The center’s team also helps patients make informed decisions about various aspects of their lives, while respecting their autonomy. For example, it can be very difficult for someone with HD to give up daily activities like driving, but these decisions eventually need to be made. Yet it is difficult to determine exactly when to make these decisions, given the gradual progression of the disease. Comprehensive, individualized care from the team can help people with HD and their families make important decisions.

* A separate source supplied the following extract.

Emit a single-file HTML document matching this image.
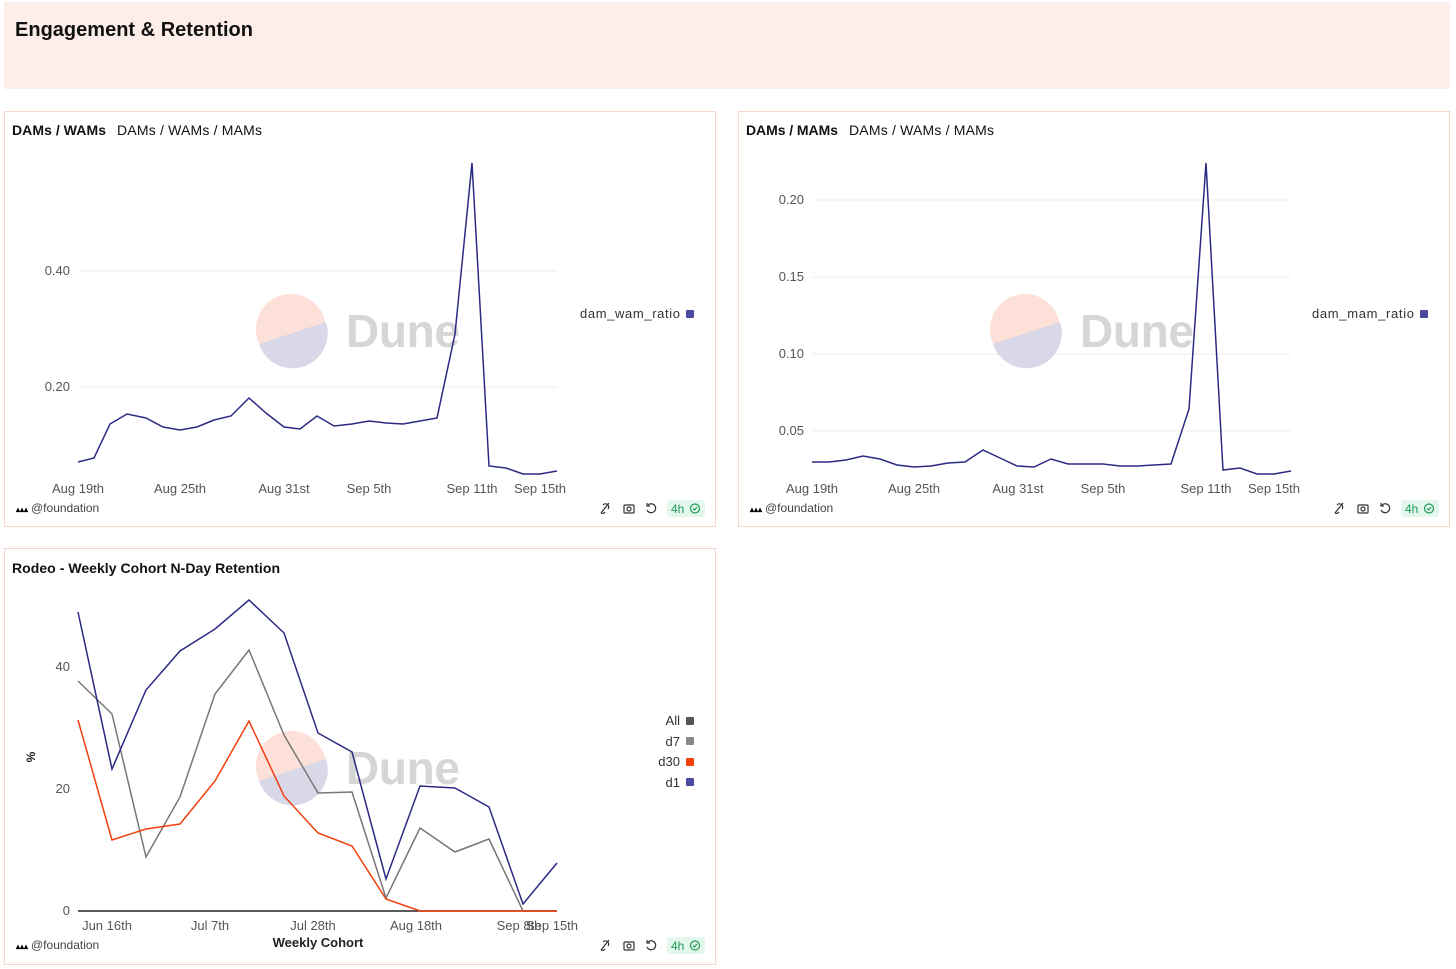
<!DOCTYPE html><html><head><style>
body{margin:0;background:#fff;width:1456px;height:969px;overflow:hidden;font-family:"Liberation Sans",sans-serif}
.p{position:absolute;border:1px solid #f9d6cc;background:#fff}
</style></head><body>
<div style="position:absolute;left:4px;top:2px;width:1446px;height:87px;background:#fdeeea"></div>
<div class="p" style="left:4px;top:111px;width:710px;height:414px"></div>
<div class="p" style="left:738px;top:111px;width:710px;height:414px"></div>
<div class="p" style="left:4px;top:548px;width:710px;height:415px"></div>
<svg width="1456" height="969" style="position:absolute;left:0;top:0" font-family="Liberation Sans, sans-serif">
<text x="15" y="36" font-size="20" font-weight="bold" fill="#111" textLength="238">Engagement &amp; Retention</text>
<defs>
<g id="dune"><circle r="35" fill="#fde0d8"/><path d="M-32,15 L35,-7 A35,35 0 0 1 -32,15Z" fill="#d8d8e8"/></g>
</defs>
<!-- panel 1 -->
<text x="12" y="135" font-size="14" font-weight="bold" fill="#111" textLength="94">DAMs / WAMs</text>
<text x="117" y="135" font-size="14" fill="#111" textLength="145">DAMs / WAMs / MAMs</text>
<g stroke="#eee"><line x1="78" y1="271" x2="557" y2="271"/><line x1="78" y1="387" x2="557" y2="387"/></g>
<g font-size="13" fill="#555"><text x="70" y="275" text-anchor="end">0.40</text><text x="70" y="391" text-anchor="end">0.20</text>
<text x="78" y="493" text-anchor="middle">Aug 19th</text><text x="180" y="493" text-anchor="middle">Aug 25th</text><text x="284" y="493" text-anchor="middle">Aug 31st</text><text x="369" y="493" text-anchor="middle">Sep 5th</text><text x="472" y="493" text-anchor="middle">Sep 11th</text><text x="540" y="493" text-anchor="middle">Sep 15th</text></g>
<use href="#dune" x="291" y="329"/><text x="346" y="347" font-size="46" font-weight="bold" fill="#d6d6d6" textLength="114">Dune</text>
<polyline fill="none" stroke="#2b2a84" stroke-width="1.5" points="78,462 94,458 110,424 127,414 146,418 163,427 180,430 197,427 214,420 231,416 249,398 266,413 284,427 300,429 317,416 334,426 352,424 369,421 386,423 403,424 420,421 437,418 455,334 472,163 489,466 506,468 523,474 540,474 557,471"/>
<text x="680" y="318" font-size="13" fill="#333" text-anchor="end" textLength="100">dam_wam_ratio</text><rect x="686" y="310" width="8" height="8" rx="1" fill="#4a4aa0"/>
<text x="16" y="512" font-size="8" font-weight="bold">▴▴▴</text><text x="31" y="512" font-size="12" fill="#444">@foundation</text>
<!-- panel 2 -->
<text x="746" y="135" font-size="14" font-weight="bold" fill="#111" textLength="92">DAMs / MAMs</text>
<text x="849" y="135" font-size="14" fill="#111" textLength="145">DAMs / WAMs / MAMs</text>
<g stroke="#eee"><line x1="812" y1="200" x2="1291" y2="200"/><line x1="812" y1="277" x2="1291" y2="277"/><line x1="812" y1="354" x2="1291" y2="354"/><line x1="812" y1="431" x2="1291" y2="431"/></g>
<g font-size="13" fill="#555"><text x="804" y="204" text-anchor="end">0.20</text><text x="804" y="281" text-anchor="end">0.15</text><text x="804" y="358" text-anchor="end">0.10</text><text x="804" y="435" text-anchor="end">0.05</text>
<text x="812" y="493" text-anchor="middle">Aug 19th</text><text x="914" y="493" text-anchor="middle">Aug 25th</text><text x="1018" y="493" text-anchor="middle">Aug 31st</text><text x="1103" y="493" text-anchor="middle">Sep 5th</text><text x="1206" y="493" text-anchor="middle">Sep 11th</text><text x="1274" y="493" text-anchor="middle">Sep 15th</text></g>
<use href="#dune" x="1025" y="329"/><text x="1080" y="347" font-size="46" font-weight="bold" fill="#d6d6d6" textLength="114">Dune</text>
<polyline fill="none" stroke="#2b2a84" stroke-width="1.5" points="812,462 829,462 846,460 863,456 880,459 897,465 914,467 931,466 948,463 965,462 983,450 1000,458 1017,466 1034,467 1051,459 1068,464 1086,464 1103,464 1120,466 1137,466 1154,465 1171,464 1189,409 1206,163 1223,470 1240,468 1257,474 1274,474 1291,471"/>
<text x="1414" y="318" font-size="13" fill="#333" text-anchor="end" textLength="102">dam_mam_ratio</text><rect x="1420" y="310" width="8" height="8" rx="1" fill="#4a4aa0"/>
<text x="750" y="512" font-size="8" font-weight="bold">▴▴▴</text><text x="765" y="512" font-size="12" fill="#444">@foundation</text>
<!-- panel 3 -->
<text x="12" y="573" font-size="14" font-weight="bold" fill="#111" textLength="268">Rodeo - Weekly Cohort N-Day Retention</text>
<g font-size="13" fill="#555"><text x="70" y="671" text-anchor="end">40</text><text x="70" y="793" text-anchor="end">20</text><text x="70" y="915" text-anchor="end">0</text>
<text x="107" y="930" text-anchor="middle">Jun 16th</text><text x="210" y="930" text-anchor="middle">Jul 7th</text><text x="313" y="930" text-anchor="middle">Jul 28th</text><text x="416" y="930" text-anchor="middle">Aug 18th</text><text x="519" y="930" text-anchor="middle">Sep 8th</text><text x="552" y="930" text-anchor="middle">Sep 15th</text></g>
<text x="318" y="947" font-size="13" font-weight="bold" fill="#222" text-anchor="middle">Weekly Cohort</text>
<text x="35" y="757" font-size="12" font-weight="bold" fill="#222" transform="rotate(-90 35 757)" text-anchor="middle">%</text>
<use href="#dune" x="291" y="766"/><text x="346" y="784" font-size="46" font-weight="bold" fill="#d6d6d6" textLength="114">Dune</text>
<line x1="78" y1="911" x2="557" y2="911" stroke="#222" stroke-width="1.5"/>
<polyline fill="none" stroke="#777" stroke-width="1.5" points="78,681 112,714 146,857 180,797 215,694 249,650 284,735 318,793 352,792 386,898 420,828 455,852 489,839 523,911 557,911"/>
<polyline fill="none" stroke="#f0400e" stroke-width="1.5" points="78,720 112,840 146,829 180,824 215,781 249,721 284,796 318,833 352,846 386,899 420,911 455,911 489,911 523,911 557,911"/>
<polyline fill="none" stroke="#2b2a84" stroke-width="1.5" points="78,612 112,769 146,690 180,651 215,629 249,600 284,633 318,733 352,752 386,879 420,786 455,788 489,807 523,904 557,863"/>
<g font-size="13" fill="#333" text-anchor="end"><text x="680" y="725">All</text><text x="680" y="746">d7</text><text x="680" y="766">d30</text><text x="680" y="787">d1</text></g>
<rect x="686" y="717" width="8" height="8" rx="1" fill="#555"/><rect x="686" y="737" width="8" height="8" rx="1" fill="#888"/><rect x="686" y="758" width="8" height="8" rx="1" fill="#f0400e"/><rect x="686" y="778" width="8" height="8" rx="1" fill="#4a4aa0"/>
<text x="16" y="949" font-size="8" font-weight="bold">▴▴▴</text><text x="31" y="949" font-size="12" fill="#444">@foundation</text>
<!-- toolbars -->
<g id="tb" fill="none" stroke="#333" stroke-width="1.2">
<path d="M601,513 L609,503 M603,505 a3,3 0 0 1 5,4 M601,513 a3,3 0 0 0 4,-1"/>
<rect x="624" y="505" width="10" height="8" rx="1"/><circle cx="629" cy="509" r="2"/>
<path d="M648,505 a4.5,4.5 0 1 1 -1,5 M647,503 v3 h3"/>
<rect x="667" y="500" width="38" height="17" rx="3" fill="#e3f7ec" stroke="none"/>
<text x="671" y="513" font-size="12" fill="#1f9a55" stroke="none">4h</text>
<circle cx="695" cy="508.5" r="4.5" stroke="#1f9a55"/><path d="M693,508.5 l1.5,1.5 l2.5,-3" stroke="#1f9a55"/>
</g>
<use href="#tb" x="734" y="0"/>
<use href="#tb" x="0" y="437"/>
</svg>
</body></html>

Families affected by HD must also make decisions about predictive genetic testing. Genetic testing reveals whether a person has the HD allele, and thus whether he or she will eventually get HD. In order to make an informed decision, people need to have as much knowledge and guidance as possible. The Columbia center’s genetic counselor, Jennifer Williamson-Catania, informs at-risk individuals about the facts of genetic testing and the meaning of HD risk factors. She also makes them aware of reproductive options, such as pre-implantation genetic diagnosis (PGD). (For more information on PGD, click here). Though Ms. Williamson-Catania lays out all of the potential outcomes and alternatives to be considered, she emphasizes that she does not provide any easy “answers” or “solutions.” She is careful not to let her personal values influence the advice she gives, as the decision to be tested is a very serious one, both for the individual and for his or her family. The possibility of a genetic test only further shows how important a full range of support is for families with HD. (For more information on testing, click here).

In Conclusion^

Over the course of their visit, Hou and Tobin were impressed with the devotion and versatility of the center’s team. It was a busy day and the center was sometimes caring for four different patients at once. Yet the team still took the time to patiently answer questions from the HOPES researchers. While Ms. Williamson-Catania showed Hou and Tobin the fMRI room and discussed the difficulties of genetic counseling, she also managed to hurry back to the reception room intermittently to greet patients that had just arrived. Watching the team members in action showed the energy, attention, and empathy they had for their patients. Indeed, the patients had only positive things to say about the care and the sense of community that they experience at the center. It was clear to the HOPES researchers that the Columbia center is a model for the comprehensive care of HD.